Je crois que le mensonge est un parasite, le menteur un parasité, qui se gratte là où cela le démange.
Georges Bernanos, Les enfants humiliés
Enfin ! Avec le triptyque « protéger, tester, isoler », Edouard Philippe a exposé la stratégie d’évidence qui aurait pu nous éviter un confinement de 2 mois et la mort de l’économie française. Nous le disons depuis le début.
En expliquant qu’il fallait désormais se masquer, se faire dépister et se confiner en cas de maladie, le chef du gouvernement admet en creux plusieurs défaillances graves de l’Etat :
- La solution de bon sens était connue depuis le départ
- Elle était impossible à mettre en œuvre faute de moyens (pas de masques, pas de tests)
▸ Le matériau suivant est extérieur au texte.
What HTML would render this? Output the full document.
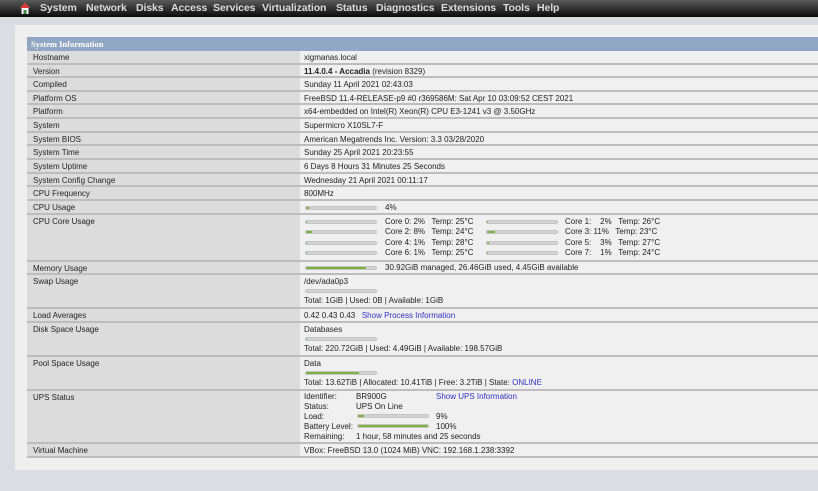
<!DOCTYPE html>
<html><head><meta charset="utf-8"><style>
*{margin:0;padding:0;box-sizing:border-box}
body{width:818px;height:491px;overflow:hidden;background:#dadde1;font-family:"Liberation Sans",sans-serif;font-size:8px;color:#222;position:relative}
.nav{position:absolute;left:0;top:0;width:818px;height:17px;background:linear-gradient(#5a5a5a,#2a2a2a 60%,#0a0a0a)}
.nav span{position:absolute;top:2px;color:#ddd;font-weight:bold;font-size:10.5px;letter-spacing:-0.1px}
.panel{position:absolute;left:15px;top:25px;width:803px;height:445px;background:#efefef}
.hdr{position:absolute;left:27px;top:37px;width:791px;height:14px;background:#90a6c2;color:#fff;font-weight:bold;font-family:"Liberation Serif",serif;font-size:8.5px;padding:2px 4px}
.row{position:absolute;left:27px;width:791px;border-bottom:2px solid #bdbdbd;background:#f0f0f0}
.row .l{position:absolute;left:0;top:0;bottom:0;width:273px;background:#dcdcdc;padding:1px 6px;line-height:11px}
.t{position:absolute;white-space:nowrap;line-height:10px}
.bar{position:absolute;width:72px;height:4px;border-radius:2px;background:#d3d3d3;border:1px solid #c4c4c4;overflow:hidden}
.bar i{display:block;height:100%;background:#7ab33e}
a{color:#3030c0;text-decoration:none}
</style></head><body>
<div class="nav">
<svg style="position:absolute;left:20px;top:3px" width="10" height="11" viewBox="0 0 10 11"><path d="M5 0L0 5h1.5v6h7V5H10z" fill="#f4f4f4"/><path d="M5 0L0 5h10z" fill="#d33"/><rect x="3.5" y="7" width="3" height="4" fill="#3a8a3a"/></svg>
<span style="left:40px">System</span><span style="left:86px">Network</span><span style="left:136px">Disks</span><span style="left:171px">Access</span><span style="left:213px">Services</span><span style="left:262px">Virtualization</span><span style="left:336px">Status</span><span style="left:376px">Diagnostics</span><span style="left:441px">Extensions</span><span style="left:503px">Tools</span><span style="left:537px">Help</span>
</div>
<div class="panel"></div>
<div class="hdr">System Information</div>

<div class="row" style="top:51px;height:14px"><div class="l">Hostname</div></div>
<div class="row" style="top:65px;height:13px"><div class="l">Version</div></div>
<div class="row" style="top:78px;height:14px"><div class="l">Compiled</div></div>
<div class="row" style="top:92px;height:13px"><div class="l">Platform OS</div></div>
<div class="row" style="top:105px;height:14px"><div class="l">Platform</div></div>
<div class="row" style="top:119px;height:14px"><div class="l">System</div></div>
<div class="row" style="top:133px;height:13px"><div class="l">System BIOS</div></div>
<div class="row" style="top:146px;height:14px"><div class="l">System Time</div></div>
<div class="row" style="top:160px;height:14px"><div class="l">System Uptime</div></div>
<div class="row" style="top:174px;height:13px"><div class="l">System Config Change</div></div>
<div class="row" style="top:187px;height:14px"><div class="l">CPU Frequency</div></div>
<div class="row" style="top:201px;height:14px"><div class="l">CPU Usage</div></div>
<div class="row" style="top:215px;height:47px"><div class="l">CPU Core Usage</div></div>
<div class="row" style="top:262px;height:13px"><div class="l">Memory Usage</div></div>
<div class="row" style="top:275px;height:34px"><div class="l">Swap Usage</div></div>
<div class="row" style="top:309px;height:14px"><div class="l">Load Averages</div></div>
<div class="row" style="top:323px;height:34px"><div class="l">Disk Space Usage</div></div>
<div class="row" style="top:357px;height:34px"><div class="l">Pool Space Usage</div></div>
<div class="row" style="top:391px;height:53px"><div class="l">UPS Status</div></div>
<div class="row" style="top:444px;height:14px"><div class="l">Virtual Machine</div></div>

<div class="t" style="left:304px;top:53px">xigmanas.local</div>
<div class="t" style="left:304px;top:67px"><b>11.4.0.4 - Accadia</b> (revision 8329)</div>
<div class="t" style="left:304px;top:80px">Sunday 11 April 2021 02:43:03</div>
<div class="t" style="left:304px;top:94px">FreeBSD 11.4-RELEASE-p9 #0 r369586M: Sat Apr 10 03:09:52 CEST 2021</div>
<div class="t" style="left:304px;top:107px">x64-embedded on Intel(R) Xeon(R) CPU E3-1241 v3 @ 3.50GHz</div>
<div class="t" style="left:304px;top:121px">Supermicro X10SL7-F</div>
<div class="t" style="left:304px;top:135px">American Megatrends Inc. Version: 3.3 03/28/2020</div>
<div class="t" style="left:304px;top:148px">Sunday 25 April 2021 20:23:55</div>
<div class="t" style="left:304px;top:162px">6 Days 8 Hours 31 Minutes 25 Seconds</div>
<div class="t" style="left:304px;top:176px">Wednesday 21 April 2021 00:11:17</div>
<div class="t" style="left:304px;top:189px">800MHz</div>
<div class="bar" style="left:305px;top:206px"><i style="width:4%"></i></div><div class="t" style="left:385px;top:203px">4%</div>

<div class="bar" style="left:305px;top:220px"><i style="width:2%"></i></div><div class="t" style="left:385px;top:217px">Core 0: 2%&nbsp;&nbsp; Temp: 25°C</div>
<div class="bar" style="left:305px;top:230px"><i style="width:8%"></i></div><div class="t" style="left:385px;top:227px">Core 2: 8%&nbsp;&nbsp; Temp: 24°C</div>
<div class="bar" style="left:305px;top:241px"><i style="width:1%"></i></div><div class="t" style="left:385px;top:238px">Core 4: 1%&nbsp;&nbsp; Temp: 28°C</div>
<div class="bar" style="left:305px;top:251px"><i style="width:1%"></i></div><div class="t" style="left:385px;top:248px">Core 6: 1%&nbsp;&nbsp; Temp: 25°C</div>
<div class="bar" style="left:486px;top:220px"><i style="width:2%"></i></div><div class="t" style="left:565px;top:217px">Core 1:&nbsp;&nbsp;&nbsp; 2%&nbsp;&nbsp; Temp: 26°C</div>
<div class="bar" style="left:486px;top:230px"><i style="width:11%"></i></div><div class="t" style="left:565px;top:227px">Core 3: 11%&nbsp;&nbsp; Temp: 23°C</div>
<div class="bar" style="left:486px;top:241px"><i style="width:3%"></i></div><div class="t" style="left:565px;top:238px">Core 5:&nbsp;&nbsp;&nbsp; 3%&nbsp;&nbsp; Temp: 27°C</div>
<div class="bar" style="left:486px;top:251px"><i style="width:1%"></i></div><div class="t" style="left:565px;top:248px">Core 7:&nbsp;&nbsp;&nbsp; 1%&nbsp;&nbsp; Temp: 24°C</div>

<div class="bar" style="left:305px;top:266px"><i style="width:85%"></i></div><div class="t" style="left:385px;top:263px">30.92GiB managed, 26.46GiB used, 4.45GiB available</div>

<div class="t" style="left:304px;top:277px">/dev/ada0p3</div>
<div class="bar" style="left:305px;top:289px"><i style="width:0%"></i></div>
<div class="t" style="left:304px;top:296px">Total: 1GiB | Used: 0B | Available: 1GiB</div>

<div class="t" style="left:304px;top:311px">0.42 0.43 0.43&nbsp;&nbsp; <a>Show Process Information</a></div>

<div class="t" style="left:304px;top:325px">Databases</div>
<div class="bar" style="left:305px;top:337px"><i style="width:2%"></i></div>
<div class="t" style="left:304px;top:344px">Total: 220.72GiB | Used: 4.49GiB | Available: 198.57GiB</div>

<div class="t" style="left:304px;top:359px">Data</div>
<div class="bar" style="left:305px;top:371px"><i style="width:76%"></i></div>
<div class="t" style="left:304px;top:378px">Total: 13.62TiB | Allocated: 10.41TiB | Free: 3.2TiB | State: <a>ONLINE</a></div>

<div class="t" style="left:304px;top:392px">Identifier:</div><div class="t" style="left:356px;top:392px">BR900G</div><div class="t" style="left:436px;top:392px"><a>Show UPS Information</a></div>
<div class="t" style="left:304px;top:402px">Status:</div><div class="t" style="left:356px;top:402px">UPS On Line</div>
<div class="t" style="left:304px;top:412px">Load:</div><div class="bar" style="left:357px;top:414px"><i style="width:9%"></i></div><div class="t" style="left:436px;top:412px">9%</div>
<div class="t" style="left:304px;top:422px">Battery Level:</div><div class="bar" style="left:357px;top:424px"><i style="width:100%"></i></div><div class="t" style="left:436px;top:422px">100%</div>
<div class="t" style="left:304px;top:432px">Remaining:</div><div class="t" style="left:356px;top:432px">1 hour, 58 minutes and 25 seconds</div>

<div class="t" style="left:304px;top:446px">VBox: FreeBSD 13.0 (1024 MiB) VNC: 192.168.1.238:3392</div>
</body></html>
- Ce manque de moyens est dû à l’impréparation et à la faillite industrielle de tous nos secteurs stratégiques, de la médecine jusqu’aux usines d’approvisionnement
- Pour éviter une saturation des hôpitaux, il a donc fallu mettre le pays à l’arrêt
- L’économie a été tuée brutalement par la somme des trahisons de la Vème république : quand la santé est détruite depuis 40 ans et que l’industrie est dépecée et vendue, il n’y a plus de résilience nationale.
La bêtise du retour à l’école
Entre amende honorable, « devoir d’humilité » et appel au secours aux députés de la majorité, Edouard Philippe n’a pas eu le courage de lever le voile de la dernière hypocrisie manifeste : le retour des enfants à l’école.
Se réfugiant derrière un impératif pédagogique, argument fallacieux pour seulement un mois de cours, le Premier ministre n’a pas osé avouer ce qui est entendu de tous. Les écoles ouvrent pour permettre aux parents d’aller travailler. Le pragmatisme l’a d’ailleurs emporté à demi-mot : il a nettement conseillé de prioriser l’accès aux établissements aux enfants des parents qui travaillent sans pouvoir rester à la maison, et aux familles monoparentales.
C’est un discours qui peut s’entendre, et cette ouverture des écoles et des collèges (les lycées dont les élèves sont quasi autonomes ne sont pas concernés) devrait se limiter drastiquement à ces seuls cas. Comme il a été fait pour les enfants de personnels soignants.
Il faut donc que le gouvernement clarifie ce dernier point pour éviter de retomber dans la méfiance qu’il crée à force de mensonges et de mépris de l’intelligence des Français. Il faut accueillir seulement les enfants dont les parents travaillent. S’ils renvoient tous les enfants à l’école, il y a un risque de contagion massive et donc de reconfinement, et de spirale infernale. Autant adopter la même progression que dans les autres domaines, et attendre calmement septembre pour la rentrée.
Confessions
Qu’y a-t-il à retenir de cette heure de discours ?
Tout d’abord la reconnaissance partielle de mensonges et d’erreurs manifestes.
– Sur les masques tout d’abord : les différentes versions sur leur nécessité n’avaient pour cause que la pénurie et l’impréparation de la commande publique. Il est même confessé la crainte passée de manquer de masques chirurgicaux pour le personnel hospitalier. Il faudra en temps voulu examiner la causalité des responsabilités dans cette affaire.
L’Etat s’engage enfin à soutenir les collectivités dans l’achat de fournitures de protection en payant la moitié des factures, mais « à compter de ce jour ». Est-ce à dire que ceux qui ont déjà commandé les premières livraisons seront punis d’avoir été prévoyants ?
– Sur les tests ensuite. Edouard Philippe tente de se cacher derrière les avis contradictoires du Conseil scientifique, mais il ne fallait pas être grand clerc pour s’apercevoir qu’un dépistage massif était nécessaire pour juguler l’épidémie et suivre ainsi l’exemple des pays vertueux, Allemagne et Corée du Sud en tête.
L’indécision continue d’être la norme. Le 11 mai demeure encore hypothétique. Les hôtels, cafés et restaurants qui représentent plus d’1 million d’emplois et 300 000 saisonniers devront attendre fin mai pour avoir un avis sur leur réouverture.
La liberté de culte de nouveau bafouée
Enfin, et ce n’est pas le moindre, les lieux de culte demeurent officiellement fermés (hors dérogations) malgré la réouverture des écoles, des médiathèques et des commerces. Après Pâques, ce sont les fêtes majeures de l’Ascension et de la Pentecôte qui sont interdites de célébration de manière arbitraire. L’autorisation encadrée par de strictes consignes n’est même pas évoquée. Comme une ultime provocation, cette injustice sera potentiellement levée le 2 juin, deux jours après la Pentecôte.